**RECORDED DATA:**
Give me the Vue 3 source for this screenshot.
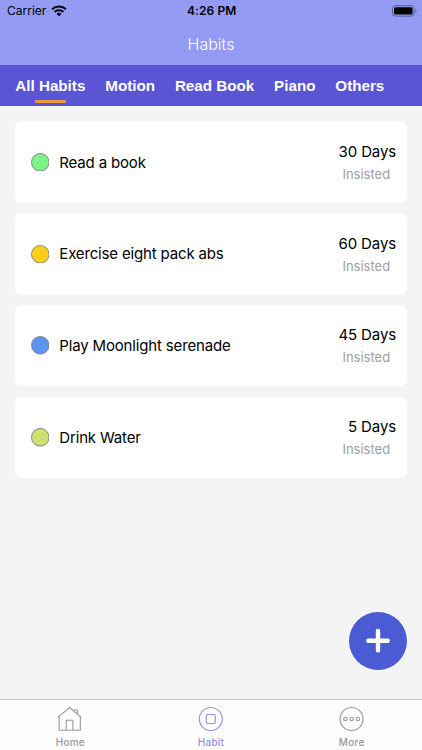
<script setup>
const tabs = ['All Habits', 'Motion', 'Read Book', 'Piano', 'Others']
const habits = [
  { name: 'Read a book', days: 30, tone: 'green' },
  { name: 'Exercise eight pack abs', days: 60, tone: 'yellow' },
  { name: 'Play Moonlight serenade', days: 45, tone: 'blue' },
  { name: 'Drink Water', days: 5, tone: 'lime' },
]
</script>

<template>
  <div class="screen">
    <header class="header">
      <div class="status">
        <div class="carrier">
          <span>Carrier</span>
          <svg class="wifi" viewBox="0 0 16 12" width="16" height="12">
            <path d="M1.1 4.3a10 10 0 0 1 13.8 0M3.6 7a6.4 6.4 0 0 1 8.8 0" fill="none" stroke="#000" stroke-width="2.1" />
            <path d="M8 11.3 5.6 8.9a3.4 3.4 0 0 1 4.8 0z" fill="#000" />
          </svg>
        </div>
        <span class="time">4:26 PM</span>
        <svg class="battery" viewBox="0 0 25 12" width="25" height="12">
          <rect x=".5" y=".7" width="21.6" height="10.4" rx="3" fill="none" stroke="#555c90" />
          <rect x="2" y="2.2" width="18.6" height="7.4" rx="1.7" fill="#000" />
          <path d="M23.3 4v4c1.7-.7 1.7-3.3 0-4z" fill="#6067a0" />
        </svg>
      </div>
      <h1 class="title">Habits</h1>
    </header>
    <nav class="tabs">
      <span v-for="(tab, i) in tabs" :key="tab" class="tab" :class="{ active: i === 0 }">{{ tab }}</span>
    </nav>
    <main class="list">
      <article v-for="habit in habits" :key="habit.name" class="card">
        <svg class="dot" :class="habit.tone" viewBox="0 0 18.6 18.6" width="18.6" height="18.6">
          <circle cx="9.3" cy="9.3" r="8.8" />
        </svg>
        <span class="name">{{ habit.name }}</span>
        <div class="count">
          <span class="days">{{ habit.days }} Days</span>
          <span class="insisted">Insisted</span>
        </div>
      </article>
    </main>
    <button class="add" aria-label="Add habit">
      <svg viewBox="0 0 58 58" width="58" height="58">
        <path d="M29 19v19.4M19.3 28.7h19.4" stroke="#fff" stroke-width="4.4" stroke-linecap="round" />
      </svg>
    </button>
    <footer class="bar">
      <div class="item">
        <svg viewBox="0 0 26 26" width="26" height="26">
          <path d="M.9 11.3 12.6 1.5l11.7 9.8M2.1 10.5v13.8h21.2V10.5M9.3 24V14.2h6.6V24M16.9 5V4h3.6v4" />
        </svg>
        <span>Home</span>
      </div>
      <div class="item current">
        <svg viewBox="0 0 26 26" width="26" height="26">
          <circle cx="12.8" cy="13" r="11.5" />
          <rect x="8.3" y="8.5" width="9" height="9" rx="1.4" />
        </svg>
        <span>Habit</span>
      </div>
      <div class="item">
        <svg viewBox="0 0 26 26" width="26" height="26">
          <circle cx="12.6" cy="13" r="11.5" />
          <circle cx="6.4" cy="13" r="1.7" />
          <circle cx="12.6" cy="13" r="1.7" />
          <circle cx="18.8" cy="13" r="1.7" />
        </svg>
        <span>More</span>
      </div>
    </footer>
  </div>
</template>

<style>
body { margin: 0; }
</style>

<style scoped>
.screen {
  position: relative;
  display: flex;
  flex-direction: column;
  width: 422px;
  height: 750px;
  overflow: hidden;
  background: #f4f4f4;
  font-family: Inter, "Liberation Sans", sans-serif;
  color: #000;
}
.header { height: 65.4px; background: #939bf3; }
.status {
  display: grid;
  grid-template-columns: 1fr auto 1fr;
  align-items: center;
  height: 21px;
  padding: 0 5.5px 0 7px;
  font-size: 12px;
}
.carrier { display: flex; align-items: center; gap: 5px; }
.time { font-weight: 600; letter-spacing: 0.1px; }
.battery { justify-self: end; }
.title {
  margin: 11.6px 0 0;
  font-size: 16px;
  line-height: 22px;
  font-weight: 300;
  color: #fff;
  text-align: center;
}
.tabs {
  display: flex;
  gap: 19.9px;
  height: 40.6px;
  padding-left: 15.3px;
  background: #5955d5;
  font-family: "Liberation Sans", sans-serif;
  font-size: 15.2px;
  font-weight: 700;
  line-height: 42px;
  color: #fff;
}
.tab { position: relative; white-space: nowrap; }
.tab.active::after {
  content: "";
  position: absolute;
  left: 20px;
  top: 34.5px;
  width: 30.6px;
  height: 3px;
  background: #e8963f;
}
.list {
  display: flex;
  flex-direction: column;
  gap: 10.3px;
  padding: 15.5px 15.4px 0;
}
.card {
  display: flex;
  align-items: center;
  box-sizing: border-box;
  height: 81.4px;
  padding: 0 10.5px 0 15.3px;
  border-radius: 7px;
  background: #fff;
}
.dot { display: block; flex: none; stroke: #858585; stroke-width: 1; }
.green { fill: #7bf386; }
.yellow { fill: #fdd017; }
.blue { fill: #5e92f3; }
.lime { fill: #cfdf73; }
.name { margin-left: 10px; font-size: 15px; line-height: 20px; letter-spacing: -0.16px; padding-top: 1px; }
.count { display: flex; flex-direction: column; align-items: flex-end; margin-left: auto; padding-top: 1.6px; }
.days { font-size: 15px; line-height: 22px; letter-spacing: -0.1px; }
.insisted { margin-right: 6px; font-size: 13px; line-height: 22px; color: #a0a0a0; }
.add {
  position: absolute;
  left: 349px;
  top: 612px;
  width: 58px;
  height: 58px;
  padding: 0;
  border: 0;
  border-radius: 50%;
  background: #4a5bd3;
}
.add svg { display: block; }
.bar {
  display: grid;
  grid-template-columns: repeat(3, 1fr);
  box-sizing: border-box;
  height: 51px;
  margin-top: auto;
  padding-top: 6px;
  border-top: 1px solid #cdcdcd;
  background: #fdfdfd;
}
.item {
  display: flex;
  flex-direction: column;
  align-items: center;
  color: #999;
  font-size: 10px;
  font-weight: 500;
  line-height: 14px;
  letter-spacing: 0.25px;
}
.item svg { display: block; margin-bottom: 2.6px; fill: none; stroke: currentColor; stroke-width: 1.1; }
.item.current { color: #938fe8; }
</style>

**AIM OF THE TASK:**
Reproduce the data above in full, exactly as it is, with the pictures left out.

**CORRECT ANSWER:**
Give me the Vue 3 source for this screenshot.
<script setup>
const tabs = ['All Habits', 'Motion', 'Read Book', 'Piano', 'Others']
const habits = [
  { name: 'Read a book', days: 30, tone: 'green' },
  { name: 'Exercise eight pack abs', days: 60, tone: 'yellow' },
  { name: 'Play Moonlight serenade', days: 45, tone: 'blue' },
  { name: 'Drink Water', days: 5, tone: 'lime' },
]
</script>

<template>
  <div class="screen">
    <header class="header">
      <div class="status">
        <div class="carrier">
          <span>Carrier</span>
          <svg class="wifi" viewBox="0 0 16 12" width="16" height="12">
            <path d="M1.1 4.3a10 10 0 0 1 13.8 0M3.6 7a6.4 6.4 0 0 1 8.8 0" fill="none" stroke="#000" stroke-width="2.1" />
            <path d="M8 11.3 5.6 8.9a3.4 3.4 0 0 1 4.8 0z" fill="#000" />
          </svg>
        </div>
        <span class="time">4:26 PM</span>
        <svg class="battery" viewBox="0 0 25 12" width="25" height="12">
          <rect x=".5" y=".7" width="21.6" height="10.4" rx="3" fill="none" stroke="#555c90" />
          <rect x="2" y="2.2" width="18.6" height="7.4" rx="1.7" fill="#000" />
          <path d="M23.3 4v4c1.7-.7 1.7-3.3 0-4z" fill="#6067a0" />
        </svg>
      </div>
      <h1 class="title">Habits</h1>
    </header>
    <nav class="tabs">
      <span v-for="(tab, i) in tabs" :key="tab" class="tab" :class="{ active: i === 0 }">{{ tab }}</span>
    </nav>
    <main class="list">
      <article v-for="habit in habits" :key="habit.name" class="card">
        <svg class="dot" :class="habit.tone" viewBox="0 0 18.6 18.6" width="18.6" height="18.6">
          <circle cx="9.3" cy="9.3" r="8.8" />
        </svg>
        <span class="name">{{ habit.name }}</span>
        <div class="count">
          <span class="days">{{ habit.days }} Days</span>
          <span class="insisted">Insisted</span>
        </div>
      </article>
    </main>
    <button class="add" aria-label="Add habit">
      <svg viewBox="0 0 58 58" width="58" height="58">
        <path d="M29 19v19.4M19.3 28.7h19.4" stroke="#fff" stroke-width="4.4" stroke-linecap="round" />
      </svg>
    </button>
    <footer class="bar">
      <div class="item">
        <svg viewBox="0 0 26 26" width="26" height="26">
          <path d="M.9 11.3 12.6 1.5l11.7 9.8M2.1 10.5v13.8h21.2V10.5M9.3 24V14.2h6.6V24M16.9 5V4h3.6v4" />
        </svg>
        <span>Home</span>
      </div>
      <div class="item current">
        <svg viewBox="0 0 26 26" width="26" height="26">
          <circle cx="12.8" cy="13" r="11.5" />
          <rect x="8.3" y="8.5" width="9" height="9" rx="1.4" />
        </svg>
        <span>Habit</span>
      </div>
      <div class="item">
        <svg viewBox="0 0 26 26" width="26" height="26">
          <circle cx="12.6" cy="13" r="11.5" />
          <circle cx="6.4" cy="13" r="1.7" />
          <circle cx="12.6" cy="13" r="1.7" />
          <circle cx="18.8" cy="13" r="1.7" />
        </svg>
        <span>More</span>
      </div>
    </footer>
  </div>
</template>

<style>
body { margin: 0; }
</style>

<style scoped>
.screen {
  position: relative;
  display: flex;
  flex-direction: column;
  width: 422px;
  height: 750px;
  overflow: hidden;
  background: #f4f4f4;
  font-family: Inter, "Liberation Sans", sans-serif;
  color: #000;
}
.header { height: 65.4px; background: #939bf3; }
.status {
  display: grid;
  grid-template-columns: 1fr auto 1fr;
  align-items: center;
  height: 21px;
  padding: 0 5.5px 0 7px;
  font-size: 12px;
}
.carrier { display: flex; align-items: center; gap: 5px; }
.time { font-weight: 600; letter-spacing: 0.1px; }
.battery { justify-self: end; }
.title {
  margin: 11.6px 0 0;
  font-size: 16px;
  line-height: 22px;
  font-weight: 300;
  color: #fff;
  text-align: center;
}
.tabs {
  display: flex;
  gap: 19.9px;
  height: 40.6px;
  padding-left: 15.3px;
  background: #5955d5;
  font-family: "Liberation Sans", sans-serif;
  font-size: 15.2px;
  font-weight: 700;
  line-height: 42px;
  color: #fff;
}
.tab { position: relative; white-space: nowrap; }
.tab.active::after {
  content: "";
  position: absolute;
  left: 20px;
  top: 34.5px;
  width: 30.6px;
  height: 3px;
  background: #e8963f;
}
.list {
  display: flex;
  flex-direction: column;
  gap: 10.3px;
  padding: 15.5px 15.4px 0;
}
.card {
  display: flex;
  align-items: center;
  box-sizing: border-box;
  height: 81.4px;
  padding: 0 10.5px 0 15.3px;
  border-radius: 7px;
  background: #fff;
}
.dot { display: block; flex: none; stroke: #858585; stroke-width: 1; }
.green { fill: #7bf386; }
.yellow { fill: #fdd017; }
.blue { fill: #5e92f3; }
.lime { fill: #cfdf73; }
.name { margin-left: 10px; font-size: 15px; line-height: 20px; letter-spacing: -0.16px; padding-top: 1px; }
.count { display: flex; flex-direction: column; align-items: flex-end; margin-left: auto; padding-top: 1.6px; }
.days { font-size: 15px; line-height: 22px; letter-spacing: -0.1px; }
.insisted { margin-right: 6px; font-size: 13px; line-height: 22px; color: #a0a0a0; }
.add {
  position: absolute;
  left: 349px;
  top: 612px;
  width: 58px;
  height: 58px;
  padding: 0;
  border: 0;
  border-radius: 50%;
  background: #4a5bd3;
}
.add svg { display: block; }
.bar {
  display: grid;
  grid-template-columns: repeat(3, 1fr);
  box-sizing: border-box;
  height: 51px;
  margin-top: auto;
  padding-top: 6px;
  border-top: 1px solid #cdcdcd;
  background: #fdfdfd;
}
.item {
  display: flex;
  flex-direction: column;
  align-items: center;
  color: #999;
  font-size: 10px;
  font-weight: 500;
  line-height: 14px;
  letter-spacing: 0.25px;
}
.item svg { display: block; margin-bottom: 2.6px; fill: none; stroke: currentColor; stroke-width: 1.1; }
.item.current { color: #938fe8; }
</style>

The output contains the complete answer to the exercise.